4. Personalization will start from the back of the workflow
While in the past, personalization has been mostly relegated to last-touch interactions—such as product recommendations on a website or a simple “Hi, (Name)” in an email—this is no longer enough. Nowadays, users expect an experience that is inherently personalized in its messaging, timing and relevance.
To cope with this demand in the coming years, personalization will move further back in the campaign workflow and lean into a combination of segments, channels and messages.
Marketing tech that does not make it incredibly easy to create such innately personalized experiences will find itself left behind.
5. Accept that multichannel is everywhere
The unprecedented growth in customer data capabilities will drive a significant paradigm shift in marketers’ approach to multichannel marketing.
First, if marketers’ desire to create more intimate interactions is to be fulfilled, they cannot be expected to decide where each new message falls within new or existing manually mapped customer journeys.
Secondly, if proper scale is to be reached, marketers need assurances that they will not end up clogging customers’ devices and inboxes, drowning them in conflicting messages and achieving exactly the opposite of what marketers set out to do.
That’s why, in the next few years, marketing tech will offer increasingly flexible, AI-based multichannel decision frameworks.
6. Work cohesively
The importance of marketing hubs will increase in the coming years as marketing organizations continue to move to less siloed setups.
Vendors will have to acknowledge that large marketing teams face increased challenges and pressure to work as cohesive units. As a result, successful vendors will provide consistent, unified experiences at every level of their solutions, allowing effortless collaboration and enhanced transparency for marketing plans, strategies and campaigns.

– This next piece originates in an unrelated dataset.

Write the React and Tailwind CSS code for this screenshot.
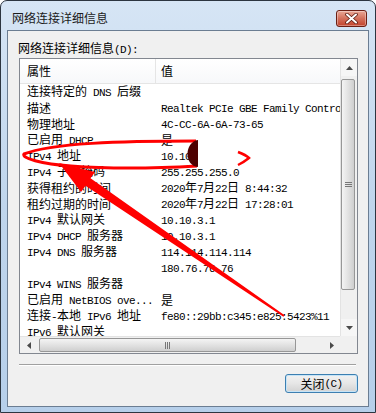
import React from 'react';

const rows = [
  ['连接特定的 DNS 后缀', ''],
  ['描述', 'Realtek PCIe GBE Family Controller'],
  ['物理地址', '4C-CC-6A-6A-73-65'],
  ['已启用 DHCP', '是'],
  ['IPv4 地址', '10.10'],
  ['IPv4 子网掩码', '255.255.255.0'],
  ['获得租约的时间', '2020年7月22日 8:44:32'],
  ['租约过期的时间', '2020年7月22日 17:28:01'],
  ['IPv4 默认网关', '10.10.3.1'],
  ['IPv4 DHCP 服务器', '10.10.3.1'],
  ['IPv4 DNS 服务器', '114.114.114.114'],
  ['', '180.76.76.76'],
  ['IPv4 WINS 服务器', ''],
  ['已启用 NetBIOS ove...', '是'],
  ['连接-本地 IPv6 地址', 'fe80::29bb:c345:e825:5423%11'],
  ['IPv6 默认网关', ''],
];

// ascii runs get the narrow typewriter face, like SimSun's half-width glyphs
const Mix = ({ s }) =>
  s.split(/([\x20-\x7e]+)/).map((p, i) =>
    /[\x20-\x7e]/.test(p) ? (
      <span key={i} className="font-['Liberation_Mono',monospace] text-[11px] tracking-[-0.6px]">{p}</span>
    ) : (
      p
    )
  );

const Arrow = ({ dir }) => {
  const pts = {
    up: '0,4 3.5,0 7,4',
    down: '0,0 3.5,4 7,0',
    left: '4,0 0,3.5 4,7',
    right: '0,0 4,3.5 0,7',
  }[dir];
  const vert = dir === 'up' || dir === 'down';
  return (
    <svg width={vert ? 7 : 4} height={vert ? 4 : 7}>
      <polygon points={pts} fill="#4a4a4a" />
    </svg>
  );
};

export default function App() {
  return (
    <div className="relative w-[376px] h-[413px] flex flex-col rounded-t-[7px] border border-[#2c3540] bg-gradient-to-b from-[#d6e5f5] via-[#bfd5ec] to-[#b6cfea] px-[6px] pb-[5px] font-['Noto_Sans_CJK_SC',sans-serif] text-[12px] text-black">
      {/* title bar */}
      <div className="h-[29px] flex items-start justify-between">
        <div className="pl-[5px] pt-[9px] leading-[16px] text-[#1b1b1b]">网络连接详细信息</div>
        <div className="mt-[9px] mr-[2px] w-[31px] h-[17px] rounded-[3px] border border-[#6b1f14] bg-gradient-to-b from-[#e9a897] via-[#d3705c] to-[#c2412a] flex items-center justify-center shadow-[inset_0_0_0_1px_rgba(255,255,255,0.35)]">
          <svg width="13" height="11" viewBox="0 0 13 11">
            <path d="M2 1.5 L11 9.5 M11 1.5 L2 9.5" stroke="#5a1a10" strokeWidth="3.6" strokeLinecap="round" />
            <path d="M2 1.5 L11 9.5 M11 1.5 L2 9.5" stroke="#ffffff" strokeWidth="2" strokeLinecap="round" />
          </svg>
        </div>
      </div>

      {/* client area */}
      <div className="flex-1 flex flex-col border border-[#6b7d92] bg-[#f0f0f0]">
        <div className="mt-[9px] pl-[10px] leading-[16px]">
          网络连接详细信息<Mix s="(D):" />
        </div>

        <div className="ml-[11px] mr-[10px] h-[296px] flex flex-col border border-[#828790] bg-white">
          <div className="flex h-[277px]">
            <div className="w-[320px] flex flex-col overflow-hidden">
              <div className="h-[25px] shrink-0 flex items-center border-b border-[#e5e5e5] bg-gradient-to-b from-white to-[#f7f8fa]">
                <div className="w-[136px] h-full flex items-center pl-[7px] border-r border-[#e5e5e5]">属性</div>
                <div className="pl-[5px]">值</div>
              </div>
              <div className="flex-1 overflow-hidden">
                {rows.map(([k, v], i) => (
                  <div key={i} className="h-[16px] flex items-center whitespace-pre leading-[16px]">
                    <div className="w-[135px] shrink-0 pl-[7px] overflow-hidden"><Mix s={k} /></div>
                    <div className="pl-[6px]"><Mix s={v} /></div>
                  </div>
                ))}
              </div>
            </div>

            {/* vertical scrollbar */}
            <div className="w-[17px] flex flex-col border-l border-[#e3e3e3] bg-[#f0f0f0]">
              <div className="h-[17px] flex items-center justify-center bg-[#f6f6f6]"><Arrow dir="up" /></div>
              <div className="mt-[3px] ml-[0px] w-[14px] h-[211px] rounded-[2px] border border-[#979797] bg-gradient-to-r from-[#f4f4f4] via-[#e2e2e2] to-[#cfcfcf] flex items-center justify-center">
                <div className="flex flex-col gap-[1px]">
                  <div className="w-[7px] h-[1px] bg-[#777]" />
                  <div className="w-[7px] h-[1px] bg-[#777]" />
                  <div className="w-[7px] h-[1px] bg-[#777]" />
                </div>
              </div>
              <div className="flex-1" />
              <div className="h-[17px] flex items-center justify-center bg-[#f6f6f6]"><Arrow dir="down" /></div>
            </div>
          </div>

          {/* horizontal scrollbar */}
          <div className="flex h-[17px]">
            <div className="w-[320px] flex items-center bg-[#f0f0f0] border-t border-[#e3e3e3]">
              <div className="w-[17px] h-full flex items-center justify-center"><Arrow dir="left" /></div>
              <div className="ml-[2px] w-[257px] h-[14px] rounded-[2px] border border-[#979797] bg-gradient-to-b from-[#f4f4f4] via-[#e2e2e2] to-[#cfcfcf] flex items-center justify-center">
                <div className="flex gap-[1px]">
                  <div className="w-[1px] h-[7px] bg-[#777]" />
                  <div className="w-[1px] h-[7px] bg-[#777]" />
                  <div className="w-[1px] h-[7px] bg-[#777]" />
                </div>
              </div>
              <div className="flex-1" />
              <div className="w-[17px] h-full flex items-center justify-center"><Arrow dir="right" /></div>
            </div>
            <div className="w-[17px] bg-[#f0f0f0]" />
          </div>
        </div>

        <div className="mt-[10px] ml-[11px] w-[337px] border-t border-[#a0a0a0] border-b border-b-white" />

        <div className="mt-[8px] mr-[10px] flex justify-end">
          <button className="w-[73px] h-[19px] rounded-[3px] border border-[#3c7fb1] bg-gradient-to-b from-[#f2f2f2] via-[#e6e6e6] to-[#d2d2d2] shadow-[inset_0_0_0_1px_#c6e4f7] flex items-center justify-center leading-[16px]">
            关闭<Mix s="(C)" />
          </button>
        </div>
      </div>

      {/* red marks drawn over the screenshot */}
      <svg className="absolute left-0 top-0 pointer-events-none" width="376" height="413" viewBox="0 0 376 413">
        <path d="M195 140 C120 140 50 142 23 153 C20 157 40 163 70 165 C110 168 160 167 196 165" fill="none" stroke="#ff0000" strokeWidth="3" />
        <path d="M197 139 C183 141 183 165 197 166 Z" fill="#4d0000" />
        <path d="M237 151 Q245 154 248 157 Q243 161 237 164" fill="none" stroke="#ff0000" strokeWidth="2.5" />
        <polygon points="58,162 94,171 89.5,177.3 283.6,314.2 282.4,315.8 84.5,184.7 80,191" fill="#ff0000" />
      </svg>
    </div>
  );
}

In other words: more hubs, more one-stop shops and more integrated solutions.
7. Keep frameworks open
Although a preference for integrated suites over best-of-breed solutions will continue as the market matures and consolidates, marketers will want these solutions to be even more open—enabling them to combine one vendor’s integrated suite with another’s best-of-breed point solution for specific use cases.

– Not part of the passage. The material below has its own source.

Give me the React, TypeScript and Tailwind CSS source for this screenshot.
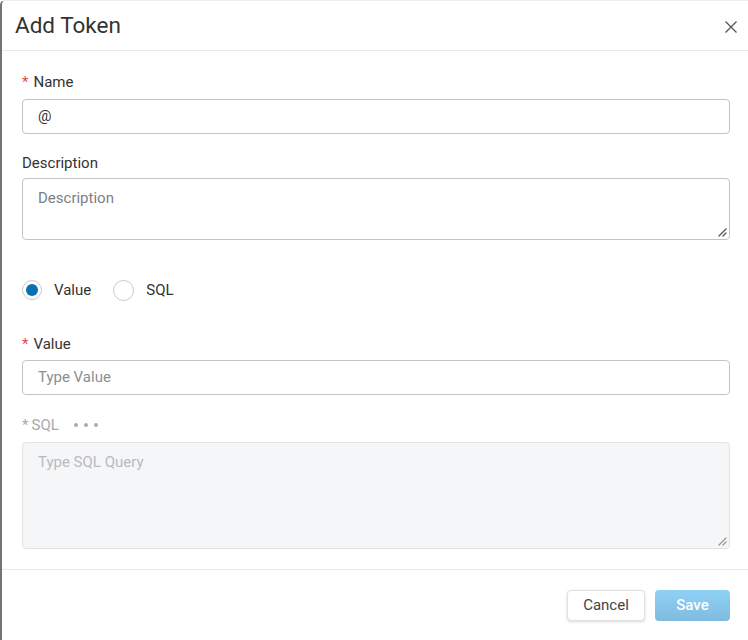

But openness doesn’t stop at the solution level; it also refers to allowing users to add to their solutions independently, without the need for third-party vendor services—in other words, no-code and self-serve.
Marketing technology solutions that also allow users to add new integrations, create new customer attributes and adjust campaign objectives without external help will be more popular in years to come.

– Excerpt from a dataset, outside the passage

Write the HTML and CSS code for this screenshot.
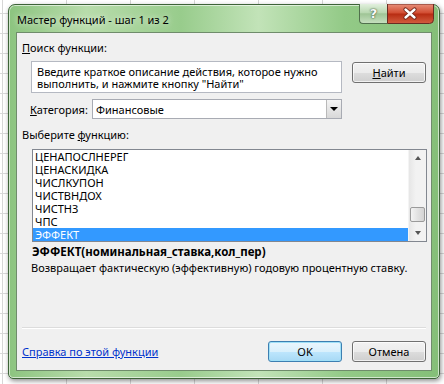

8. Overcome the perils of digital acceleration
Recent years pushed companies to adopt digital experiences faster than anticipated. They now face challenges stemming from this acceleration—mainly a lack of employee skills and incomplete utilization of newly acquired technology .
As brand scrutiny of underutilized and overpriced marketing technologies increases, vendors that can prove to their buyers that they can help bridge these gaps will succeed moving forward.
For vendors, this means providing non-technical solutions for technical challenges, such as no-code attributes and event builders, and an upskill plan for teams to learn to maximize their solutions, such as through an internal training academy or professional training service.
9. Build trust with buyers
Buyers—marketers—are looking for a partnership. Similar to how customers want to be engaged by brands with meaningful interactions, marketers expect to feel listened to by their vendors, and vendors must have various feedback loops to ensure that their users’ voices are heard.
Successful martech solutions will be those that understand customer requirements and deliver them in a timely and satisfactory way. The old promise of placing features and capabilities on a roadmap that will never come to fruition is long gone. Both marketers and vendors understand that trust must be built via better communication and increased transparency.
10. Say goodbye to vanity dashboards
Finally, changes driven by operating systems will lead marketers to adopt more business-driven and scientific attribution measuring, even if they do so not out of desire, but because they have little choice.
Although some exceptions exist, most marketing campaigns are still measured either by performance metrics such as opens, impressions and clicks or by non-exact methods such as email revenue or last-touch attribution. However, with privacy changes spearheaded in the past year by big tech firms, these measurements will become more and more obsolete.
With marketers not able to trust the accuracy of their channel data and platforms not allowed to track customers across sites and apps, marketers will finally look to adopt more advanced measuring approaches such as incrementality.
Marketers will require vendors to provide significant measurement capabilities beyond traditional vanity metrics. They will seek to understand the incremental value of each campaign they launch, and with which customers. The desire to approach management with results from incrementality tests—without a contingent of marketing analysts—will be greater than ever. As a result, marketers will look for platforms that can perform these tests with minimal effort. And maybe even help predict the future.